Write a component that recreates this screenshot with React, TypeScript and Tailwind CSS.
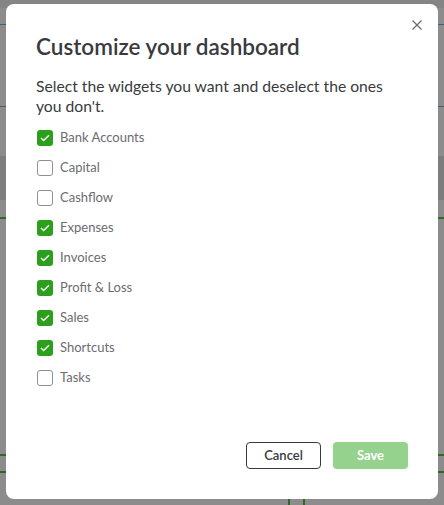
import React, { useState } from 'react';

const widgets = [
  { name: 'Bank Accounts', on: true },
  { name: 'Capital', on: false },
  { name: 'Cashflow', on: false },
  { name: 'Expenses', on: true },
  { name: 'Invoices', on: true },
  { name: 'Profit & Loss', on: true },
  { name: 'Sales', on: true },
  { name: 'Shortcuts', on: true },
  { name: 'Tasks', on: false },
];

const CheckRow: React.FC<{ name: string; checked: boolean; onToggle: () => void }> = ({ name, checked, onToggle }) => (
  <label className="flex h-[30px] cursor-pointer items-center" onClick={onToggle}>
    {checked ? (
      <span className="ml-[1px] flex h-[16px] w-[16px] items-center justify-center rounded-[3px] bg-[#2ca01c]">
        <svg width="10" height="8" viewBox="0 0 10 8" fill="none">
          <path d="M1 4l2.6 2.6L9 1.2" stroke="#fff" strokeWidth="1.4" />
        </svg>
      </span>
    ) : (
      <span className="ml-[1px] h-[16px] w-[16px] rounded-[3px] border border-[#8d9096] bg-white" />
    )}
    <span className="ml-[7px] text-[13px] text-[#6b6c72]">{name}</span>
  </label>
);

export default function App() {
  const [items, setItems] = useState(widgets);

  const toggle = (i: number) => {
    setItems(prev => prev.map((w, j) => (j === i ? { ...w, on: !w.on } : w)));
  };

  return (
    <div className="relative h-[505px] w-[444px] overflow-hidden bg-[#8c8c8c] pt-[4px] pl-[6px]" style={{ fontFamily: 'Lato, "Noto Sans", sans-serif' }}>
      {/* page underneath the overlay */}
      <div className="absolute left-0 top-0 h-[8px] w-full bg-[#858585]" />
      <div className="absolute left-0 top-[24px] h-[1px] w-full bg-[#3d5f7a]" />
      <div className="absolute left-0 top-[106px] h-[1px] w-full bg-[#3d5f7a]" />
      <div className="absolute left-0 top-[156px] h-[44px] w-full bg-[#7d7d7d]" />
      <div className="absolute left-0 top-[217px] h-[2px] w-full bg-[#2e6a24]" />
      <div className="absolute left-0 top-[454px] h-[2px] w-full bg-[#2e6a24]" />
      <div className="absolute left-0 top-[471px] h-[2px] w-full bg-[#2e6a24]" />
      <div className="absolute left-[288px] top-[496px] h-[9px] w-[2px] bg-[#2e6a24]" />
      <div className="absolute left-[303px] top-[496px] h-[9px] w-[2px] bg-[#2e6a24]" />

      <div className="relative flex h-[495px] w-[432px] flex-col rounded-[8px] bg-white pl-[30px] pr-[30px]">
        <button className="absolute right-[13px] top-[13px] flex p-[2px] text-[#6b6c72]">
          <svg width="12" height="12" viewBox="0 0 12 12" fill="none">
            <path d="M1.5 1.5l9 9M10.5 1.5l-9 9" stroke="currentColor" strokeWidth="1.3" />
          </svg>
        </button>

        <h1 className="mt-[29px] text-[22.5px] font-semibold leading-[28px] text-[#393a3d]">Customize your dashboard</h1>
        <p className="mt-[15px] w-[360px] text-[15.7px] leading-[20px] text-[#393a3d]">
          Select the widgets you want and deselect the ones you don't.
        </p>

        <div className="mt-[7px] flex flex-col">
          {items.map((w, i) => (
            <CheckRow key={w.name} name={w.name} checked={w.on} onToggle={() => toggle(i)} />
          ))}
        </div>

        <div className="mt-auto mb-[30px] flex justify-end gap-[12px]">
          <button className="h-[27px] w-[75px] rounded-[4px] border border-[#393a3d] bg-white text-[13px] font-semibold text-[#393a3d]">
            Cancel
          </button>
          <button className="h-[27px] w-[75px] rounded-[4px] bg-[#95d28d] text-[13px] font-bold text-white">
            Save
          </button>
        </div>
      </div>
    </div>
  );
}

────────────────

▸ Task to complete
Give an exact copy of the material, leaving out every picture.

▸ Response below
Write a component that recreates this screenshot with React, TypeScript and Tailwind CSS.
import React, { useState } from 'react';

const widgets = [
  { name: 'Bank Accounts', on: true },
  { name: 'Capital', on: false },
  { name: 'Cashflow', on: false },
  { name: 'Expenses', on: true },
  { name: 'Invoices', on: true },
  { name: 'Profit & Loss', on: true },
  { name: 'Sales', on: true },
  { name: 'Shortcuts', on: true },
  { name: 'Tasks', on: false },
];

const CheckRow: React.FC<{ name: string; checked: boolean; onToggle: () => void }> = ({ name, checked, onToggle }) => (
  <label className="flex h-[30px] cursor-pointer items-center" onClick={onToggle}>
    {checked ? (
      <span className="ml-[1px] flex h-[16px] w-[16px] items-center justify-center rounded-[3px] bg-[#2ca01c]">
        <svg width="10" height="8" viewBox="0 0 10 8" fill="none">
          <path d="M1 4l2.6 2.6L9 1.2" stroke="#fff" strokeWidth="1.4" />
        </svg>
      </span>
    ) : (
      <span className="ml-[1px] h-[16px] w-[16px] rounded-[3px] border border-[#8d9096] bg-white" />
    )}
    <span className="ml-[7px] text-[13px] text-[#6b6c72]">{name}</span>
  </label>
);

export default function App() {
  const [items, setItems] = useState(widgets);

  const toggle = (i: number) => {
    setItems(prev => prev.map((w, j) => (j === i ? { ...w, on: !w.on } : w)));
  };

  return (
    <div className="relative h-[505px] w-[444px] overflow-hidden bg-[#8c8c8c] pt-[4px] pl-[6px]" style={{ fontFamily: 'Lato, "Noto Sans", sans-serif' }}>
      {/* page underneath the overlay */}
      <div className="absolute left-0 top-0 h-[8px] w-full bg-[#858585]" />
      <div className="absolute left-0 top-[24px] h-[1px] w-full bg-[#3d5f7a]" />
      <div className="absolute left-0 top-[106px] h-[1px] w-full bg-[#3d5f7a]" />
      <div className="absolute left-0 top-[156px] h-[44px] w-full bg-[#7d7d7d]" />
      <div className="absolute left-0 top-[217px] h-[2px] w-full bg-[#2e6a24]" />
      <div className="absolute left-0 top-[454px] h-[2px] w-full bg-[#2e6a24]" />
      <div className="absolute left-0 top-[471px] h-[2px] w-full bg-[#2e6a24]" />
      <div className="absolute left-[288px] top-[496px] h-[9px] w-[2px] bg-[#2e6a24]" />
      <div className="absolute left-[303px] top-[496px] h-[9px] w-[2px] bg-[#2e6a24]" />

      <div className="relative flex h-[495px] w-[432px] flex-col rounded-[8px] bg-white pl-[30px] pr-[30px]">
        <button className="absolute right-[13px] top-[13px] flex p-[2px] text-[#6b6c72]">
          <svg width="12" height="12" viewBox="0 0 12 12" fill="none">
            <path d="M1.5 1.5l9 9M10.5 1.5l-9 9" stroke="currentColor" strokeWidth="1.3" />
          </svg>
        </button>

        <h1 className="mt-[29px] text-[22.5px] font-semibold leading-[28px] text-[#393a3d]">Customize your dashboard</h1>
        <p className="mt-[15px] w-[360px] text-[15.7px] leading-[20px] text-[#393a3d]">
          Select the widgets you want and deselect the ones you don't.
        </p>

        <div className="mt-[7px] flex flex-col">
          {items.map((w, i) => (
            <CheckRow key={w.name} name={w.name} checked={w.on} onToggle={() => toggle(i)} />
          ))}
        </div>

        <div className="mt-auto mb-[30px] flex justify-end gap-[12px]">
          <button className="h-[27px] w-[75px] rounded-[4px] border border-[#393a3d] bg-white text-[13px] font-semibold text-[#393a3d]">
            Cancel
          </button>
          <button className="h-[27px] w-[75px] rounded-[4px] bg-[#95d28d] text-[13px] font-bold text-white">
            Save
          </button>
        </div>
      </div>
    </div>
  );
}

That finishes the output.